/raspador

⛏ A concurrent web scraping service made with Bocadillo

Primary LanguagePythonMIT LicenseMIT

Raspador

A concurrent web scraping service built with Bocadillo which allows clients to fetch metadata about websites.

Rationale

Raspador demonstrates how to build:

  1. A asynchronous web server exposing RESTful API endpoints.
  2. A concurrent and non-blocking web service without resorting to a message queue or a broker.

To achieve (2), Raspador makes use of background tasks to run I/O-intensive jobs in the background.

This principle can be easily adapted to other I/O-bound operations such as sending email (e.g. with aiosmtpd) or logging messages to an external service (e.g. with aiologstash).

Concept

Raspador uses a simple, in-memory scraper job system. Jobs run asynchronously (i.e. in the background) while clients can use the server's REST API to create jobs and inspect their results.

In practice, a scraper job only consists in fetching a single URL. It is delayed by 5 seconds in order to simulate longer I/O-bound processing.

Jobs are stored in-memory, but it is very possible to extend Raspador to store them in a database instead. An asynchronous database client such as asyncpg would then be of great help.

Install

Using Pipenv:

pipenv install
pipenv shell

Usage

Running the app

First, start the API server:

python api.py

For convenience, the site/ directory provides a set of HTML pages you can serve with Python in order to run a local website for testing purposes. The following command serves them on http://localhost:5001:

python -m http.server 5001 -b localhost -d site

Creating a scraper job

To create a scraper for one of the pages, e.g. index.html, make a call to the POST /scrapers endpoint:

curl http://localhost:8000/scrapers \
    -X POST \
    -H "Content-Type: application/json" \
    -d '{"url": "http://localhost:5001"}'

Example response:

{
    "key": 1,
    "url": "http://localhost:5001",
    "state": "scheduled",
    "results": null
}

The response will be returned immediately. This is because the scraping occurs asynchronously after the response has been sent.
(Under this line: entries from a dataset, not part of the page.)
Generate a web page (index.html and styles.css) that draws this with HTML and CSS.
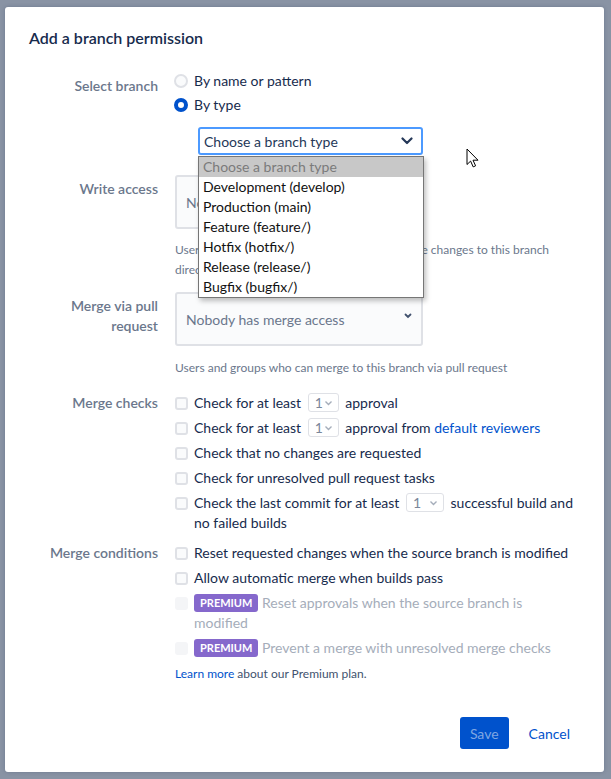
FILE: index.html
```html
<!DOCTYPE html>
<html lang="en">
<head>
  <meta charset="UTF-8" />
  <meta name="viewport" content="width=device-width, initial-scale=1.0"/>
  <title>Add a branch permission</title>
  <link rel="stylesheet" href="styles.css">
</head>
<body>
  <div class="modal">
    <h2 class="modal-title">Add a branch permission</h2>

    <form class="perm-form">
      <div class="row row-branch">
        <div class="label">Select branch</div>
        <div class="field">
          <label class="radio"><span class="radio-mark"></span>By name or pattern</label>
          <label class="radio"><span class="radio-mark checked"></span>By type</label>
          <div class="type-select">
            <div class="select focused">
              <span>Choose a branch type</span>
              <svg class="chev" width="12" height="8" viewBox="0 0 12 8"><path d="M1.5 1.5 6 6l4.5-4.5" fill="none" stroke="#253858" stroke-width="2.2" stroke-linecap="round" stroke-linejoin="round"/></svg>
            </div>
            <ul class="options">
              <li class="selected">Choose a branch type</li>
              <li>Development (develop)</li>
              <li>Production (main)</li>
              <li>Feature (feature/)</li>
              <li>Hotfix (hotfix/)</li>
              <li>Release (release/)</li>
              <li>Bugfix (bugfix/)</li>
            </ul>
          </div>
        </div>
      </div>

      <div class="row row-write">
        <div class="label">Write access</div>
        <div class="field">
          <div class="picker">
            <span>Nobody has write access</span>
            <svg class="chev-sm" width="8" height="6" viewBox="0 0 8 6"><path d="M1.5 1.5 4 4l2.5-2.5" fill="none" stroke="#42526e" stroke-width="1.8" stroke-linecap="round"/></svg>
          </div>
          <p class="help">Users and groups who can write, push and make changes to this branch directly</p>
        </div>
      </div>

      <div class="row row-merge">
        <div class="label">Merge via pull request</div>
        <div class="field">
          <div class="picker">
            <span>Nobody has merge access</span>
            <svg class="chev-sm" width="8" height="6" viewBox="0 0 8 6"><path d="M1.5 1.5 4 4l2.5-2.5" fill="none" stroke="#42526e" stroke-width="1.8" stroke-linecap="round"/></svg>
          </div>
          <p class="help">Users and groups who can merge to this branch via pull request</p>
        </div>
      </div>

      <div class="row row-checks">
        <div class="label">Merge checks</div>
        <div class="field checklist">
          <label class="check"><span class="box"></span><span>Check for at least <span class="num">1<svg width="9" height="6" viewBox="0 0 9 6"><path d="M1.5 1.5 4.5 4.5 7.5 1.5" fill="none" stroke="#a5adba" stroke-width="1.4"/></svg></span> approval</span></label>
          <label class="check"><span class="box"></span><span>Check for at least <span class="num">1<svg width="9" height="6" viewBox="0 0 9 6"><path d="M1.5 1.5 4.5 4.5 7.5 1.5" fill="none" stroke="#a5adba" stroke-width="1.4"/></svg></span> approval from <a href="#">default reviewers</a></span></label>
          <label class="check"><span class="box"></span><span>Check that no changes are requested</span></label>
          <label class="check"><span class="box"></span><span>Check for unresolved pull request tasks</span></label>
          <label class="check"><span class="box"></span><span>Check the last commit for at least <span class="num wide">1<svg width="9" height="6" viewBox="0 0 9 6"><path d="M1.5 1.5 4.5 4.5 7.5 1.5" fill="none" stroke="#a5adba" stroke-width="1.4"/></svg></span> successful build and no failed builds</span></label>
        </div>
      </div>

      <div class="row row-conditions">
        <div class="label">Merge conditions</div>
        <div class="field checklist">
          <label class="check"><span class="box"></span><span>Reset requested changes when the source branch is modified</span></label>
          <label class="check"><span class="box"></span><span>Allow automatic merge when builds pass</span></label>
          <label class="check disabled"><span class="box"></span><span><span class="badge">Premium</span> Reset approvals when the source branch is modified</span></label>
          <label class="check disabled"><span class="box"></span><span><span class="badge">Premium</span> Prevent a merge with unresolved merge checks</span></label>
          <p class="premium-note"><a href="#">Learn more</a> about our Premium plan.</p>
        </div>
      </div>

      <div class="footer">
        <button type="submit" class="btn-save">Save</button>
        <button type="button" class="btn-cancel">Cancel</button>
      </div>
    </form>

    <svg class="cursor" width="13" height="20" viewBox="0 0 13 20"><path d="M1 1v15.5l3.6-3.4 2.6 5.8 2.4-1.1-2.6-5.6H12z" fill="#fff" stroke="#000" stroke-width="1" stroke-linejoin="round"/></svg>
  </div>
</body>
</html>
```

FILE: styles.css
```css
body {
  margin: 0;
  background: #8993a4;
  font-family: Lato, "Noto Sans", sans-serif;
  font-size: 14px;
  color: #172b4d;
  height: 779px;
  overflow: hidden;
}
.modal {
  position: relative;
  margin: 7px 0 0 5px;
  width: 599px;
  height: 765px;
  box-sizing: border-box;
  padding: 20px 24px 0 24px;
  background: #fff;
  border-radius: 3px;
  box-shadow: 0 0 4px rgba(9,30,66,0.2);
}
.modal-title {
  margin: 0;
  font-size: 16px;
  line-height: 22px;
  font-weight: 600;
  color: #172b4d;
}
.perm-form {
  margin-top: 22px;
}
.row {
  display: grid;
  grid-template-columns: 129px 400px;
  column-gap: 17px;
}
.label {
  text-align: right;
  color: #6b778c;
  font-weight: 600;
  line-height: 20px;
  padding-top: 4px;
}
.row-branch .label { padding-top: 5px; }
.row-checks .label,
.row-conditions .label { padding-top: 0; }
.row-write { margin-top: 20px; }
.row-merge { margin-top: 12px; }
.row-checks { margin-top: 15px; }
.row-conditions { margin-top: 10px; }

.field {
  min-width: 0;
}
.radio {
  display: flex;
  align-items: center;
  line-height: 20px;
  color: #172b4d;
}
.radio + .radio { margin-top: 4px; }
.radio-mark {
  width: 14px;
  height: 14px;
  box-sizing: border-box;
  border-radius: 50%;
  border: 2px solid #dfe1e6;
  background: #fafbfc;
  margin: 0 6px 0 -1px;
}
.radio-mark.checked {
  border: 4px solid #0052cc;
  background: #fff;
}

.type-select {
  position: relative;
  margin: 12px 0 0 23px;
  width: 225px;
}
.select {
  height: 28px;
  box-sizing: border-box;
  display: flex;
  align-items: center;
  justify-content: space-between;
  padding: 0 8px 0 4px;
  border: 2px solid #4c9aff;
  border-radius: 3px;
  color: #253858;
}
.options {
  position: absolute;
  top: 29px;
  left: 0;
  width: 226px;
  box-sizing: border-box;
  margin: 0;
  padding: 0;
  list-style: none;
  background: #fff;
  border: 1px solid #767676;
  box-shadow: 2px 3px 5px rgba(0,0,0,0.25);
  z-index: 2;
}
.options li {
  height: 20px;
  line-height: 20px;
  padding-left: 4px;
  color: #111;
}
.options li.selected {
  background: #c8c8c8;
  color: #7b7b7b;
}

.picker {
  width: 248px;
  height: 54px;
  box-sizing: border-box;
  display: flex;
  align-items: center;
  justify-content: space-between;
  padding: 0 9px 0 9px;
  background: #fafbfc;
  border: 2px solid #dfe1e6;
  border-radius: 3px;
  color: #6b778c;
}
.picker .chev-sm { margin-top: -6px; }
.help {
  margin: 11px 0 0 0;
  font-size: 12px;
  line-height: 20px;
  color: #6b778c;
}
.row-merge .help { margin-top: 12px; }

.checklist {
  display: flex;
  flex-direction: column;
  gap: 5px;
}
.check {
  display: flex;
  align-items: flex-start;
  line-height: 20px;
  color: #172b4d;
}
.box {
  flex: none;
  width: 13px;
  height: 13px;
  box-sizing: border-box;
  margin: 4px 6px 0 0;
  border: 2px solid #dfe1e6;
  border-radius: 3px;
  background: #fafbfc;
}
.check.disabled { color: #a5adba; }
.check.disabled .box {
  border-color: #f4f5f7;
  background: #f4f5f7;
}
.num {
  display: inline-flex;
  align-items: center;
  justify-content: space-between;
  width: 31px;
  height: 19px;
  box-sizing: border-box;
  padding: 0 5px 0 6px;
  margin: 0 3px;
  vertical-align: top;
  border: 1px solid #dfe1e6;
  border-radius: 3px;
  color: #7a869a;
  line-height: 17px;
}
.num.wide { width: 38px; }
a {
  color: #0052cc;
  text-decoration: none;
}
.badge {
  display: inline-block;
  height: 18px;
  line-height: 18px;
  padding: 0 6px;
  border-radius: 3px;
  background: #8568cc;
  color: #fff;
  font-size: 11px;
  font-weight: 700;
  text-transform: uppercase;
  vertical-align: top;
  margin-top: 1px;
}
.premium-note {
  margin: 2px 0 0 0;
  font-size: 12px;
  line-height: 18px;
  color: #42526e;
}

.footer {
  display: flex;
  justify-content: flex-end;
  gap: 10px;
  width: 551px;
  margin-top: 34px;
}
.footer button {
  height: 32px;
  padding: 0 10px;
  border: none;
  border-radius: 3px;
  font-family: inherit;
  font-size: 14px;
  cursor: pointer;
}
.btn-save {
  background: #0052cc;
  color: #7fa6e2;
}
.btn-cancel {
  background: none;
  color: #0052cc;
}
.cursor {
  position: absolute;
  left: 461px;
  top: 141px;
}
```
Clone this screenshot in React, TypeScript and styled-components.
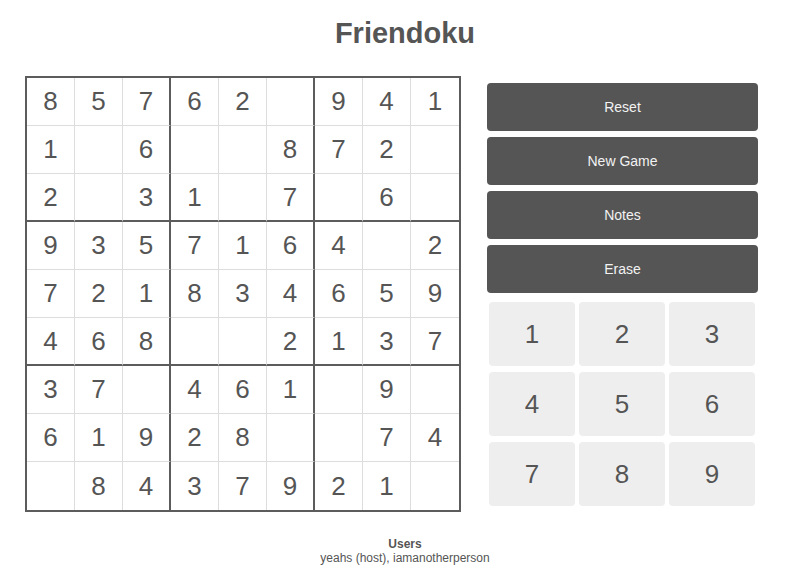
import React from "react";
import styled, { createGlobalStyle } from "styled-components";

const Global = createGlobalStyle`
  html, body { margin: 0; padding: 0; background: #fff; }
  body { font-family: "Liberation Sans", Arial, Helvetica, sans-serif; color: #555; }
`;

const Page = styled.div`
  width: 770px;
  margin-left: 20px;
  display: flex;
  flex-direction: column;
  align-items: stretch;
`;

const Title = styled.h1`
  margin: 0;
  padding-top: 17px;
  height: 76px;
  box-sizing: border-box;
  text-align: center;
  font-size: 29px;
  font-weight: 700;
  color: #555;
  line-height: 32px;
`;

const Main = styled.div`
  display: flex;
  align-items: flex-start;
  padding-left: 5px;
  gap: 26px;
`;

const Board = styled.div`
  display: grid;
  grid-template-columns: repeat(9, 48px);
  grid-template-rows: repeat(9, 48px);
  border: 2px solid #5c5c5c;
  width: max-content;
`;

const Cell = styled.div<{ $r: number; $c: number }>`
  box-sizing: border-box;
  display: flex;
  align-items: center;
  justify-content: center;
  font-size: 26px;
  color: #555;
  border-right: ${(p) =>
    p.$c === 8 ? "none" : p.$c % 3 === 2 ? "2px solid #5c5c5c" : "1px solid #ddd"};
  border-bottom: ${(p) =>
    p.$r === 8 ? "none" : p.$r % 3 === 2 ? "2px solid #5c5c5c" : "1px solid #ddd"};
`;

const Controls = styled.div`
  width: 271px;
  display: flex;
  flex-direction: column;
  gap: 6px;
  padding-top: 7px;
`;

const ActionButton = styled.button`
  height: 48px;
  border: none;
  border-radius: 4px;
  background: #555;
  color: #f2f2f2;
  font-family: "Liberation Sans", Arial, sans-serif;
  font-size: 14px;
  cursor: pointer;
`;

const Pad = styled.div`
  margin-top: 3px;
  padding: 0 3px 0 2px;
  display: grid;
  grid-template-columns: repeat(3, 86px);
  grid-auto-rows: 64px;
  column-gap: 4px;
  row-gap: 6px;
`;

const PadKey = styled.button`
  border: none;
  border-radius: 4px;
  background: #eee;
  color: #555;
  font-family: "Liberation Sans", Arial, sans-serif;
  font-size: 26px;
  cursor: pointer;
`;

const Users = styled.div`
  margin-top: 25px;
  text-align: center;
  font-size: 12px;
  line-height: 14px;
  color: #555;
`;

const UsersLabel = styled.div`
  font-weight: 700;
`;

const rows: string[] = [
  "85762 941",
  "1 6  872 ",
  "2 31 7 6 ",
  "9357164 2",
  "721834659",
  "468  2137",
  "37 461 9 ",
  "61928  74",
  " 8437921 ",
];

export default function App() {
  return (
    <>
      <Global />
      <Page>
        <Title>Friendoku</Title>
        <Main>
          <Board>
            {rows.map((row, r) =>
              row.split("").map((ch, c) => (
                <Cell key={`${r}-${c}`} $r={r} $c={c}>
                  {ch.trim()}
                </Cell>
              ))
            )}
          </Board>
          <Controls>
            <ActionButton>Reset</ActionButton>
            <ActionButton>New Game</ActionButton>
            <ActionButton>Notes</ActionButton>
            <ActionButton>Erase</ActionButton>
            <Pad>
              {[1, 2, 3, 4, 5, 6, 7, 8, 9].map((n) => (
                <PadKey key={n}>{n}</PadKey>
              ))}
            </Pad>
          </Controls>
        </Main>
        <Users>
          <UsersLabel>Users</UsersLabel>
          <div>yeahs (host), iamanotherperson</div>
        </Users>
      </Page>
    </>
  );
}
This is implemented with a background task.

Retrieving scraping results

When creating a scraper job, the server will return a job key (a unique identifier), which can be used to retrieve results by making a call to the GET /scrapers/{key}/results endpoint.
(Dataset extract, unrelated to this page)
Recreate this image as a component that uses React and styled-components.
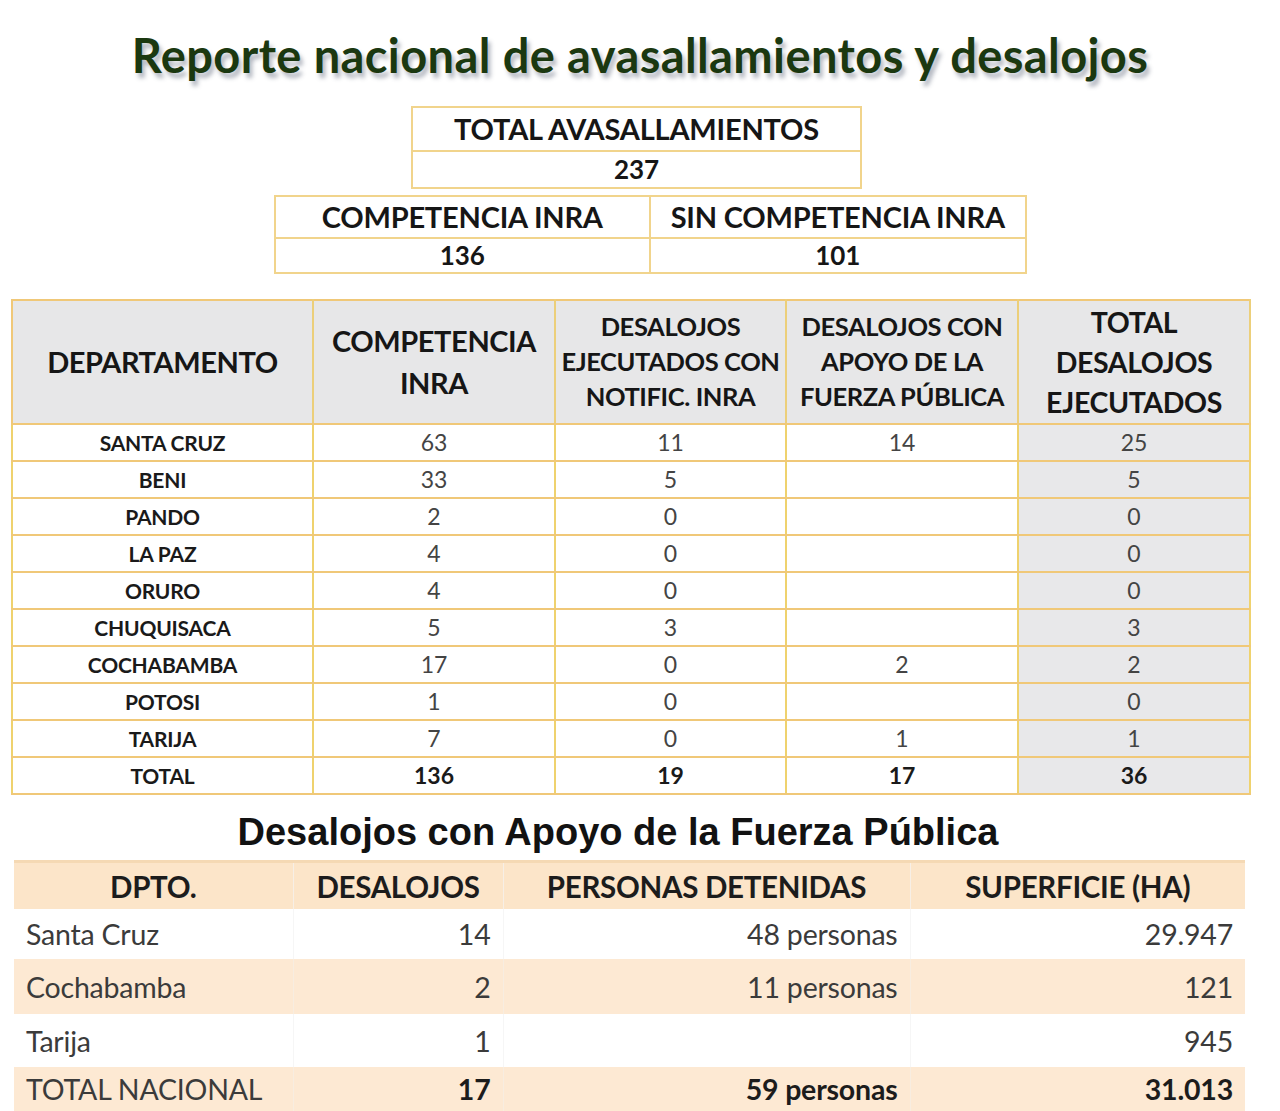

Below are example responses for a call to /scrapers/1/results (assuming the scraper job we're interested in has a key 1).

  • While the scraper is running (status: 202):
{
    "key": 1,
    "url": "http://localhost:5001",
    "state": "in_progress",
    "results": null
}
  • When the scraper has successfully finished (status: 200):
{
    "key": 1,
    "url": "http://localhost:5001",
    "state": "success",
    "results": {
        "title": "Hello, world!",
        "description": "This fake website rocks.",
        "status": 200
    }
}
  • If scraping has failed (status: 200):
{
    "key": 1,
    "url": "http://localhost:5001",
    "state": "failed",
    "results": {
        "error": "Cannot connect to host localhost:5001 ssl:None [No route to host]"
    }
}